Key areas for dataset expansion include:

Geographic Diversity:
- Crosswalks from different continents and regions
- A variety of urban planning styles and road layouts
- Accounting for diverse crossing designs across countries
- Annotations for occluded and partially obstructed crosswalk data
Environmental Conditions:
- Capturing different lighting conditions and times of day
- Various weather conditions that affect visibility
- Seasonal changes that alter crosswalk appearances

Future improvements could be achieved with minimal financial investment by:

Partnering with international and governmental mapping organizations that have access to proprietary datasets
Exploring automated data annotation methods like pseudo-labelling or self-training
Developing a community-driven data contribution platform, similar to the one created by our partners at Team 14.
Manually annotating data with a small team to introduce more diversity and representation into the training set without significantly increasing dataset size

Investigation of Applying Pre-Processing Techniques

Although the pre-processing techniques we applied did not significantly improve the accuracy of our system, this was largely due to the limitations of our dataset, as previously mentioned. Obstructed and occluded crosswalks were not addressed by our system. However, if the dataset were to include these features, the application of pre-processing techniques like edge detection could greatly enhance detection coverage, particularly in lower-income cities where road repainting is less frequent.
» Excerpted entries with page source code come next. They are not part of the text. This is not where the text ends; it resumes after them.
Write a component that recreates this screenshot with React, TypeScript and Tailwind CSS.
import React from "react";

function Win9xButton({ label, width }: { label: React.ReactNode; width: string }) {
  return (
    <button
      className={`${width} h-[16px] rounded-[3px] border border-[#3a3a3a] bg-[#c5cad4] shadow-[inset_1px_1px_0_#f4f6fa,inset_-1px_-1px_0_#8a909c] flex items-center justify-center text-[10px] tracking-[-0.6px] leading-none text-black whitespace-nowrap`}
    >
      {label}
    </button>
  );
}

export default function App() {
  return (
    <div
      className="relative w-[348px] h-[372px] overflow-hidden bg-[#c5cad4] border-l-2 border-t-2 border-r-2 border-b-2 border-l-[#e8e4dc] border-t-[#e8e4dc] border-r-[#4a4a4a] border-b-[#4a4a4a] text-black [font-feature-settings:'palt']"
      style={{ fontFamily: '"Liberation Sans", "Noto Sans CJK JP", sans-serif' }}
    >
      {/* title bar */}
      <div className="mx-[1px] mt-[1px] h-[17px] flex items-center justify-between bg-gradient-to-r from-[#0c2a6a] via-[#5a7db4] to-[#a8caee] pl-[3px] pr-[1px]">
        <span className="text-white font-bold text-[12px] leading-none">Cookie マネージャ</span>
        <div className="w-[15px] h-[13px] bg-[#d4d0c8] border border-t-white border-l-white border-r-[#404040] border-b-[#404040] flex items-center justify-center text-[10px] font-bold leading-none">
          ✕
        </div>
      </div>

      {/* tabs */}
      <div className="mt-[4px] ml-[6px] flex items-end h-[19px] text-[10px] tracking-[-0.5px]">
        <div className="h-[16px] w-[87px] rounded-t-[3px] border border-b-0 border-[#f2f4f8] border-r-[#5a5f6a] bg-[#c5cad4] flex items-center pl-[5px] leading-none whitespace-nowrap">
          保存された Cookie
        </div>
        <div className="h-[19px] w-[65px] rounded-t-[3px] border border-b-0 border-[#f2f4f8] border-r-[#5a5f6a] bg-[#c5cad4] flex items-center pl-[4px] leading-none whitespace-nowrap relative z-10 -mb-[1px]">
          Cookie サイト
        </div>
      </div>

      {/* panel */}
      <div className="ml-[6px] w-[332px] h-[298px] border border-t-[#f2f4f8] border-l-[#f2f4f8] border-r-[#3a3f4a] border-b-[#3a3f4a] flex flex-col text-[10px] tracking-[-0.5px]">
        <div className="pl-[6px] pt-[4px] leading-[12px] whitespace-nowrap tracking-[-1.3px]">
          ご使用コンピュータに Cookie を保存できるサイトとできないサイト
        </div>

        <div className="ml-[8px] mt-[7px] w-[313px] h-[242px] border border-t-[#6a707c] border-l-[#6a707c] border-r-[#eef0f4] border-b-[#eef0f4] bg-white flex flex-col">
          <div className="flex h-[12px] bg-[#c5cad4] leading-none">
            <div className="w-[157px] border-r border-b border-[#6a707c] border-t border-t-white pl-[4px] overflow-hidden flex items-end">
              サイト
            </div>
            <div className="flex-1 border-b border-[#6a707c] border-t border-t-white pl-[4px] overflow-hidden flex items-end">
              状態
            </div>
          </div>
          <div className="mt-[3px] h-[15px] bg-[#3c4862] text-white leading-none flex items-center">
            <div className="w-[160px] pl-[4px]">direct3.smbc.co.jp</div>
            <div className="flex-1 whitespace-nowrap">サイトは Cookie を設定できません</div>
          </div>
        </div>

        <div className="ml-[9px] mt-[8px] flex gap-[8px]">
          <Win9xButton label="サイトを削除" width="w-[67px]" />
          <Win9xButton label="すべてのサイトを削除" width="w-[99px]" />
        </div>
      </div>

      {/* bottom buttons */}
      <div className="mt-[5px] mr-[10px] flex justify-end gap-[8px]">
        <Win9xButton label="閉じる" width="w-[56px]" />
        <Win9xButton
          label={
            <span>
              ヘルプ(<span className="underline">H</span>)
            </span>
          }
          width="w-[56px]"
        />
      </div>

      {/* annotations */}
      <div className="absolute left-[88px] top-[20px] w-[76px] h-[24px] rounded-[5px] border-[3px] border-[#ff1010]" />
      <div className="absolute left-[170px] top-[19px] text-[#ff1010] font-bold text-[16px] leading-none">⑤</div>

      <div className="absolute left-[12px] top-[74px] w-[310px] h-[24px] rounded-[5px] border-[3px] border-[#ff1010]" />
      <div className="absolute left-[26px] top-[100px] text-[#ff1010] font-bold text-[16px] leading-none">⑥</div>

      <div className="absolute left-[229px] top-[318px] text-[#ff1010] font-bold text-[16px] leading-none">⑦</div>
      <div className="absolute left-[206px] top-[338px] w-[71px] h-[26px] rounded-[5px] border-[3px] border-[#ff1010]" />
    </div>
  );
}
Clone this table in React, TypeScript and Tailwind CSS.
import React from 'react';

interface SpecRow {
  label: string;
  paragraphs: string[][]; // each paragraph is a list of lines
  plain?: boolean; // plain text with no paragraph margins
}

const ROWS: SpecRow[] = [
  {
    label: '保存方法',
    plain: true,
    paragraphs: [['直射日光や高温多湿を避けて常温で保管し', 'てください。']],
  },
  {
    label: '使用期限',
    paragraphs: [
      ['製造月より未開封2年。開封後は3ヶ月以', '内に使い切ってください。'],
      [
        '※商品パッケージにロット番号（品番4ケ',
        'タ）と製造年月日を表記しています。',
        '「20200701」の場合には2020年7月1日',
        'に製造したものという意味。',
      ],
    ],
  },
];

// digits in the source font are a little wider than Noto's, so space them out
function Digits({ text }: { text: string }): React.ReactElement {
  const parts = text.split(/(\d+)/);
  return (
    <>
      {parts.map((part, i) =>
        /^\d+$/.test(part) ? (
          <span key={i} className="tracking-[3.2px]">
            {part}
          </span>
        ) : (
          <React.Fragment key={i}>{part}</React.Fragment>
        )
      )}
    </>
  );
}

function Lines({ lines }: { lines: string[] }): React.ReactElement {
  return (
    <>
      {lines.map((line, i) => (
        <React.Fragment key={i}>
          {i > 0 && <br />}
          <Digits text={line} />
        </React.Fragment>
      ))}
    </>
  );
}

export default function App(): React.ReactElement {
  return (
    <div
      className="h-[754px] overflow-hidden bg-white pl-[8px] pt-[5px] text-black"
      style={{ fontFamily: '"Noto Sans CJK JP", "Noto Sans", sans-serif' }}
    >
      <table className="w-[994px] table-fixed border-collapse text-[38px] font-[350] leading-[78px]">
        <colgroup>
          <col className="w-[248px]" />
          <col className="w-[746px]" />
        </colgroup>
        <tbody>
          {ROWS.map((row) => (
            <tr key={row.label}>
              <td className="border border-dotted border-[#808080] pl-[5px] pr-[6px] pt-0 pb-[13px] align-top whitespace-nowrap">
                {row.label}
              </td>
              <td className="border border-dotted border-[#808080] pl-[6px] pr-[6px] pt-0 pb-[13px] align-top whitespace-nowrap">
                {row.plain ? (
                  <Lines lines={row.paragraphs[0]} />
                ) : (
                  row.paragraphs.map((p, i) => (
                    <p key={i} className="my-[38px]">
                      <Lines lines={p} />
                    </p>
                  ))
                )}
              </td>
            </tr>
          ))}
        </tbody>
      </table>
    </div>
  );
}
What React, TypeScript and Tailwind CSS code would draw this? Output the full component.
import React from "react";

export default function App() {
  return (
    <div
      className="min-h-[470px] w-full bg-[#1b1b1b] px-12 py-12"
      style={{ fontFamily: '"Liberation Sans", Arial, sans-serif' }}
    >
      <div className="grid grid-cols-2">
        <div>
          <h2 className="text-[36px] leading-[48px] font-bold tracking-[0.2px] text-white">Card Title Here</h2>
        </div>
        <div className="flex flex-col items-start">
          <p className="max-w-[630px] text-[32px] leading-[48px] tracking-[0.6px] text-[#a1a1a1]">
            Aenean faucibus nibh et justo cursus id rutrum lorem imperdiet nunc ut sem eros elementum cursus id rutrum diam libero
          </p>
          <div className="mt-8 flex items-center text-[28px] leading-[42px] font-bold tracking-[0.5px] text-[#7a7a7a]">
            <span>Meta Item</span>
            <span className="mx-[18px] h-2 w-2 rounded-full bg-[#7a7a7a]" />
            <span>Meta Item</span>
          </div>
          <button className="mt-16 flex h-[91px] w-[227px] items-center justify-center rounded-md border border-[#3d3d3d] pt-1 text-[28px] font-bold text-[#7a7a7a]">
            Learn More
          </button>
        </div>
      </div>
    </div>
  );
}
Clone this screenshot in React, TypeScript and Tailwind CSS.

Expanded Accessibility Features

By incorporating multiple datasets, our system could be trained to simultaneously recognize various objects beyond just crossroads. All of our models are designed to support multi-class predictions, allowing us to identify several transport features, such as pelican crossings, tactile pavements, and others. This multi-class prediction approach eliminates the need to train the models separately for each feature set, enhancing both generalization and performance, as the system would only need to process a geographical area once.